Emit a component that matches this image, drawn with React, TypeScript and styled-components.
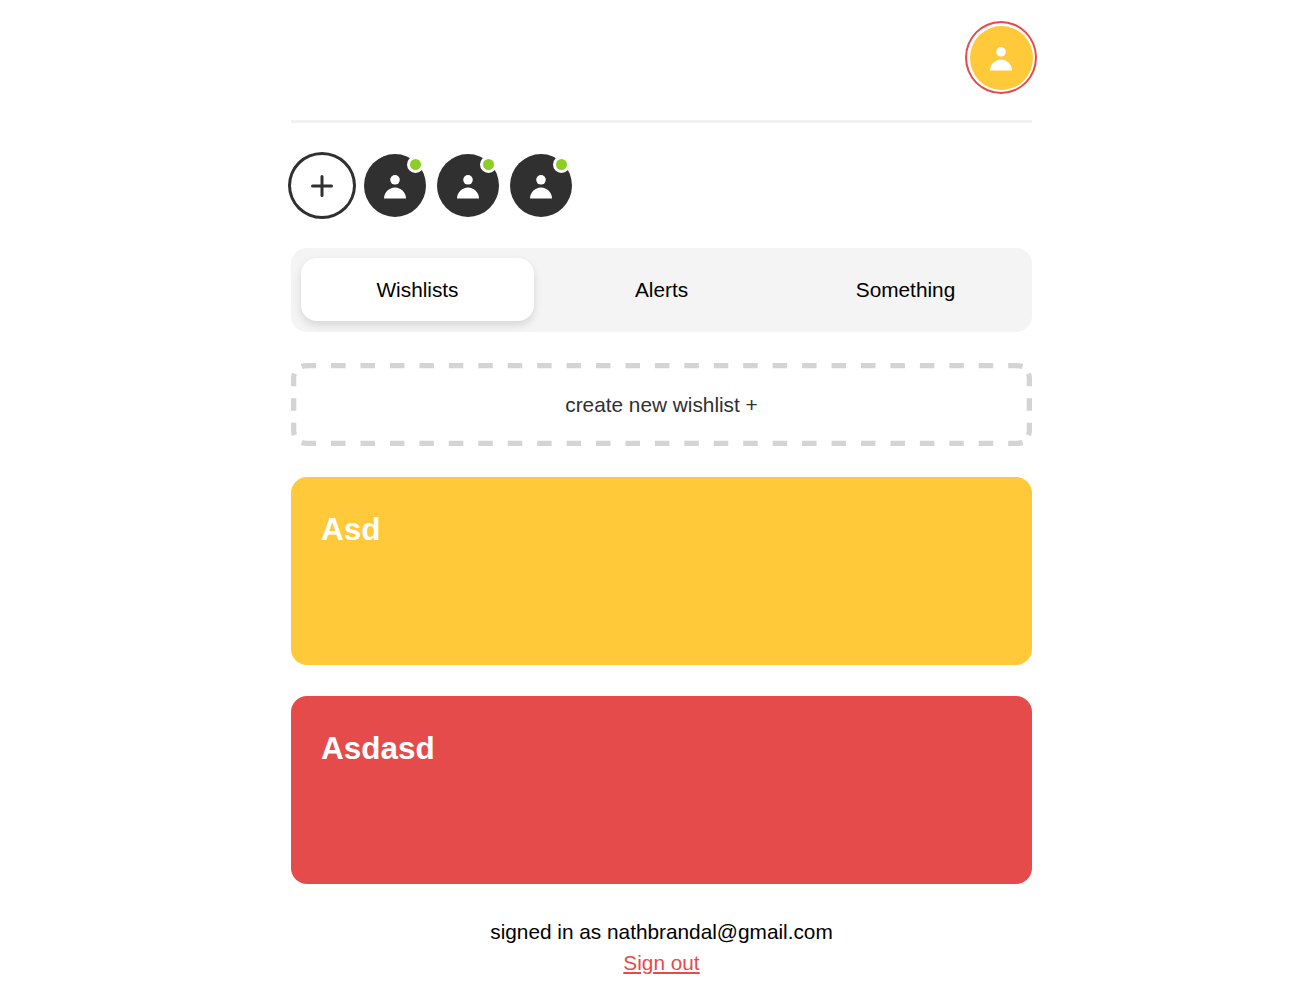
import styled, { createGlobalStyle } from "styled-components";

const GlobalStyle = createGlobalStyle`
  body {
    margin: 0;
    background: #fff;
    font-family: "Liberation Sans", Arial, sans-serif;
  }
`;

const Page = styled.div`
  width: 741px;
  margin-left: 291px;
  display: flex;
  flex-direction: column;
`;

const Header = styled.header`
  display: flex;
  justify-content: flex-end;
  padding-top: 21px;
  padding-bottom: 26px;
  border-bottom: 3px solid #f2f2f2;
`;

const ProfileButton = styled.div`
  width: 72px;
  height: 73px;
  margin-right: -5px;
  box-sizing: border-box;
  border: 2px solid #e54b4b;
  border-radius: 50%;
  padding: 2.5px;
  background: #fff;
`;

const Avatar = styled.div<{ $color: string }>`
  width: 100%;
  height: 100%;
  border-radius: 50%;
  background: ${(p) => p.$color};
  display: flex;
  align-items: center;
  justify-content: center;
`;

const Friends = styled.div`
  display: flex;
  align-items: center;
  gap: 11px;
  margin-top: 29px;
  margin-left: -3px;
`;

const AddButton = styled.div`
  width: 68px;
  height: 67px;
  box-sizing: border-box;
  margin-right: -3px;
  border: 3px solid #303030;
  border-radius: 50%;
  display: flex;
  align-items: center;
  justify-content: center;
`;

const Friend = styled.div`
  position: relative;
  width: 62px;
  height: 63px;
`;

const OnlineDot = styled.span`
  position: absolute;
  top: 2px;
  right: 2px;
  width: 11px;
  height: 11px;
  border: 3px solid #fff;
  border-radius: 50%;
  background: #8cce25;
`;

const Tabs = styled.nav`
  display: grid;
  grid-template-columns: repeat(3, 1fr);
  gap: 11px;
  margin-top: 29px;
  padding: 10px 10px 11px;
  height: 84px;
  box-sizing: border-box;
  border-radius: 16px;
  background: #f4f4f4;
`;

const Tab = styled.div<{ $active?: boolean }>`
  display: flex;
  align-items: center;
  justify-content: center;
  border-radius: 16px;
  font-size: 20.8px;
  color: #000;
  background: ${(p) => (p.$active ? "#fff" : "transparent")};
  box-shadow: ${(p) => (p.$active ? "0 4px 8px rgba(0, 0, 0, 0.12)" : "none")};
`;

const CreateButton = styled.div`
  position: relative;
  margin-top: 31px;
  height: 83px;
  box-sizing: border-box;
  padding-top: 1px;
  display: flex;
  align-items: center;
  justify-content: center;
  font-size: 20.8px;
  color: #303030;
`;

const DashedOutline = styled.svg`
  position: absolute;
  inset: 0;
  fill: none;
  stroke: #d4d4d4;
  stroke-width: 5.3;
`;

const Wishlist = styled.section<{ $color: string }>`
  margin-top: 31px;
  height: 188px;
  box-sizing: border-box;
  padding: 35px 30px;
  border-radius: 16px;
  background: ${(p) => p.$color};
  color: #fff;
`;

const WishlistTitle = styled.h2`
  margin: 0;
  font-size: 31.5px;
  line-height: 34px;
  font-weight: 700;
`;

const Footer = styled.footer`
  margin-top: 32px;
  display: flex;
  flex-direction: column;
  align-items: center;
  font-size: 20.8px;
  line-height: 31px;
  color: #000;
`;

const SignOut = styled.a`
  color: #e54b4b;
  text-decoration: underline;
`;

const PersonSvg = styled.svg`
  margin-top: 2px;
  fill: #fff;
`;

const PersonIcon = () => (
  <PersonSvg width="22" height="24" viewBox="0 0 22 24">
    <circle cx="11" cy="4.8" r="4.8" />
    <path d="M0 23.500C0 17.500 5 12.500 11 12.500s11 5 11 11z" />
  </PersonSvg>
);

const PlusIcon = () => (
  <svg width="24" height="24" viewBox="0 0 24 24" fill="none" stroke="#303030" strokeWidth="3" strokeLinecap="round">
    <path d="M12 2.500v19M2.500 12h19" />
  </svg>
);

export default function App() {
  return (
    <>
      <GlobalStyle />
      <Page>
        <Header>
          <ProfileButton>
            <Avatar $color="#ffc939">
              <PersonIcon />
            </Avatar>
          </ProfileButton>
        </Header>
        <Friends>
          <AddButton>
            <PlusIcon />
          </AddButton>
          {[0, 1, 2].map((i) => (
            <Friend key={i}>
              <Avatar $color="#303030">
                <PersonIcon />
              </Avatar>
              <OnlineDot />
            </Friend>
          ))}
        </Friends>
        <Tabs>
          <Tab $active>Wishlists</Tab>
          <Tab>Alerts</Tab>
          <Tab>Something</Tab>
        </Tabs>
        <CreateButton>
          <DashedOutline width="741" height="83" viewBox="0 0 741 83">
            <path strokeDasharray="14.5 14.94" d="M10.700 3.500Q13 2.650 16 2.650H725Q728 2.650 731.800 3.500" />
            <path strokeDasharray="14.5 14.94" d="M10.700 79.500Q13 80.350 16 80.350H725Q728 80.350 731.800 79.500" />
            <path strokeDasharray="12.5 12.05" d="M3.500 10.700Q2.650 13 2.650 16V67Q2.650 70 3.500 72.300" />
            <path strokeDasharray="12.5 12.05" d="M737.500 10.700Q738.350 13 738.350 16V67Q738.350 70 737.500 72.300" />
          </DashedOutline>
          create new wishlist +
        </CreateButton>
        <Wishlist $color="#ffc939">
          <WishlistTitle>Asd</WishlistTitle>
        </Wishlist>
        <Wishlist $color="#e54b4b">
          <WishlistTitle>Asdasd</WishlistTitle>
        </Wishlist>
        <Footer>
          <span>signed in as nathbrandal@gmail.com</span>
          <SignOut href="#">Sign out</SignOut>
        </Footer>
      </Page>
    </>
  );
}
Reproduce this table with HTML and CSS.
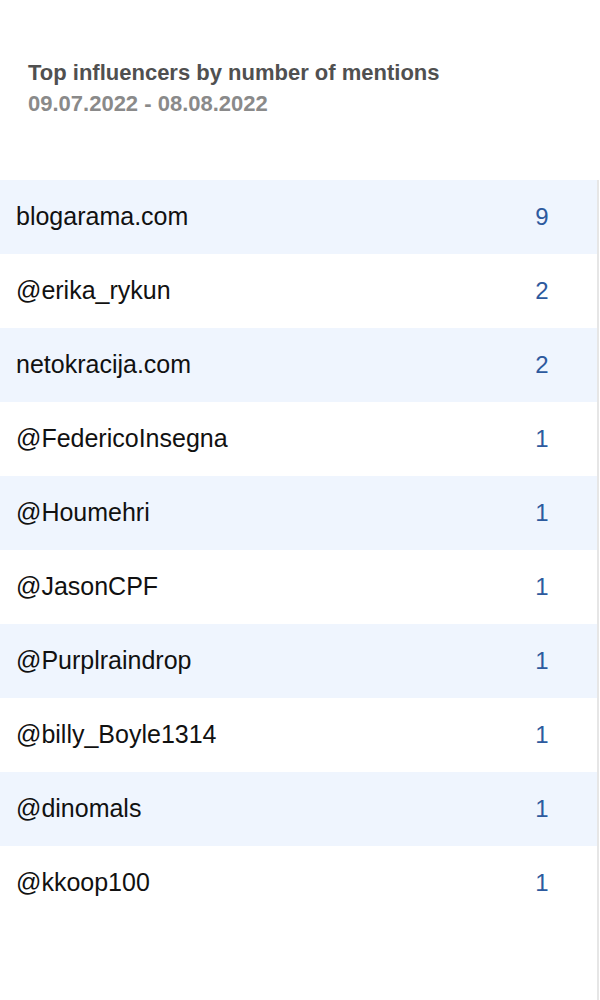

# # #

:: Given exercise ::
Print all of the records shown above exactly, leaving out each picture.

:: Correct answer ::
Emit a component that matches this image, drawn with React, TypeScript and styled-components.
import styled, { createGlobalStyle } from "styled-components";

const GlobalStyle = createGlobalStyle`
  body {
    margin: 0;
    background: #fff;
    font-family: "Liberation Sans", Arial, sans-serif;
  }
`;

const Page = styled.div`
  width: 741px;
  margin-left: 291px;
  display: flex;
  flex-direction: column;
`;

const Header = styled.header`
  display: flex;
  justify-content: flex-end;
  padding-top: 21px;
  padding-bottom: 26px;
  border-bottom: 3px solid #f2f2f2;
`;

const ProfileButton = styled.div`
  width: 72px;
  height: 73px;
  margin-right: -5px;
  box-sizing: border-box;
  border: 2px solid #e54b4b;
  border-radius: 50%;
  padding: 2.5px;
  background: #fff;
`;

const Avatar = styled.div<{ $color: string }>`
  width: 100%;
  height: 100%;
  border-radius: 50%;
  background: ${(p) => p.$color};
  display: flex;
  align-items: center;
  justify-content: center;
`;

const Friends = styled.div`
  display: flex;
  align-items: center;
  gap: 11px;
  margin-top: 29px;
  margin-left: -3px;
`;

const AddButton = styled.div`
  width: 68px;
  height: 67px;
  box-sizing: border-box;
  margin-right: -3px;
  border: 3px solid #303030;
  border-radius: 50%;
  display: flex;
  align-items: center;
  justify-content: center;
`;

const Friend = styled.div`
  position: relative;
  width: 62px;
  height: 63px;
`;

const OnlineDot = styled.span`
  position: absolute;
  top: 2px;
  right: 2px;
  width: 11px;
  height: 11px;
  border: 3px solid #fff;
  border-radius: 50%;
  background: #8cce25;
`;

const Tabs = styled.nav`
  display: grid;
  grid-template-columns: repeat(3, 1fr);
  gap: 11px;
  margin-top: 29px;
  padding: 10px 10px 11px;
  height: 84px;
  box-sizing: border-box;
  border-radius: 16px;
  background: #f4f4f4;
`;

const Tab = styled.div<{ $active?: boolean }>`
  display: flex;
  align-items: center;
  justify-content: center;
  border-radius: 16px;
  font-size: 20.8px;
  color: #000;
  background: ${(p) => (p.$active ? "#fff" : "transparent")};
  box-shadow: ${(p) => (p.$active ? "0 4px 8px rgba(0, 0, 0, 0.12)" : "none")};
`;

const CreateButton = styled.div`
  position: relative;
  margin-top: 31px;
  height: 83px;
  box-sizing: border-box;
  padding-top: 1px;
  display: flex;
  align-items: center;
  justify-content: center;
  font-size: 20.8px;
  color: #303030;
`;

const DashedOutline = styled.svg`
  position: absolute;
  inset: 0;
  fill: none;
  stroke: #d4d4d4;
  stroke-width: 5.3;
`;

const Wishlist = styled.section<{ $color: string }>`
  margin-top: 31px;
  height: 188px;
  box-sizing: border-box;
  padding: 35px 30px;
  border-radius: 16px;
  background: ${(p) => p.$color};
  color: #fff;
`;

const WishlistTitle = styled.h2`
  margin: 0;
  font-size: 31.5px;
  line-height: 34px;
  font-weight: 700;
`;

const Footer = styled.footer`
  margin-top: 32px;
  display: flex;
  flex-direction: column;
  align-items: center;
  font-size: 20.8px;
  line-height: 31px;
  color: #000;
`;

const SignOut = styled.a`
  color: #e54b4b;
  text-decoration: underline;
`;

const PersonSvg = styled.svg`
  margin-top: 2px;
  fill: #fff;
`;

const PersonIcon = () => (
  <PersonSvg width="22" height="24" viewBox="0 0 22 24">
    <circle cx="11" cy="4.8" r="4.8" />
    <path d="M0 23.500C0 17.500 5 12.500 11 12.500s11 5 11 11z" />
  </PersonSvg>
);

const PlusIcon = () => (
  <svg width="24" height="24" viewBox="0 0 24 24" fill="none" stroke="#303030" strokeWidth="3" strokeLinecap="round">
    <path d="M12 2.500v19M2.500 12h19" />
  </svg>
);

export default function App() {
  return (
    <>
      <GlobalStyle />
      <Page>
        <Header>
          <ProfileButton>
            <Avatar $color="#ffc939">
              <PersonIcon />
            </Avatar>
          </ProfileButton>
        </Header>
        <Friends>
          <AddButton>
            <PlusIcon />
          </AddButton>
          {[0, 1, 2].map((i) => (
            <Friend key={i}>
              <Avatar $color="#303030">
                <PersonIcon />
              </Avatar>
              <OnlineDot />
            </Friend>
          ))}
        </Friends>
        <Tabs>
          <Tab $active>Wishlists</Tab>
          <Tab>Alerts</Tab>
          <Tab>Something</Tab>
        </Tabs>
        <CreateButton>
          <DashedOutline width="741" height="83" viewBox="0 0 741 83">
            <path strokeDasharray="14.5 14.94" d="M10.700 3.500Q13 2.650 16 2.650H725Q728 2.650 731.800 3.500" />
            <path strokeDasharray="14.5 14.94" d="M10.700 79.500Q13 80.350 16 80.350H725Q728 80.350 731.800 79.500" />
            <path strokeDasharray="12.5 12.05" d="M3.500 10.700Q2.650 13 2.650 16V67Q2.650 70 3.500 72.300" />
            <path strokeDasharray="12.5 12.05" d="M737.500 10.700Q738.350 13 738.350 16V67Q738.350 70 737.500 72.300" />
          </DashedOutline>
          create new wishlist +
        </CreateButton>
        <Wishlist $color="#ffc939">
          <WishlistTitle>Asd</WishlistTitle>
        </Wishlist>
        <Wishlist $color="#e54b4b">
          <WishlistTitle>Asdasd</WishlistTitle>
        </Wishlist>
        <Footer>
          <span>signed in as nathbrandal@gmail.com</span>
          <SignOut href="#">Sign out</SignOut>
        </Footer>
      </Page>
    </>
  );
}
Reproduce this table with HTML and CSS.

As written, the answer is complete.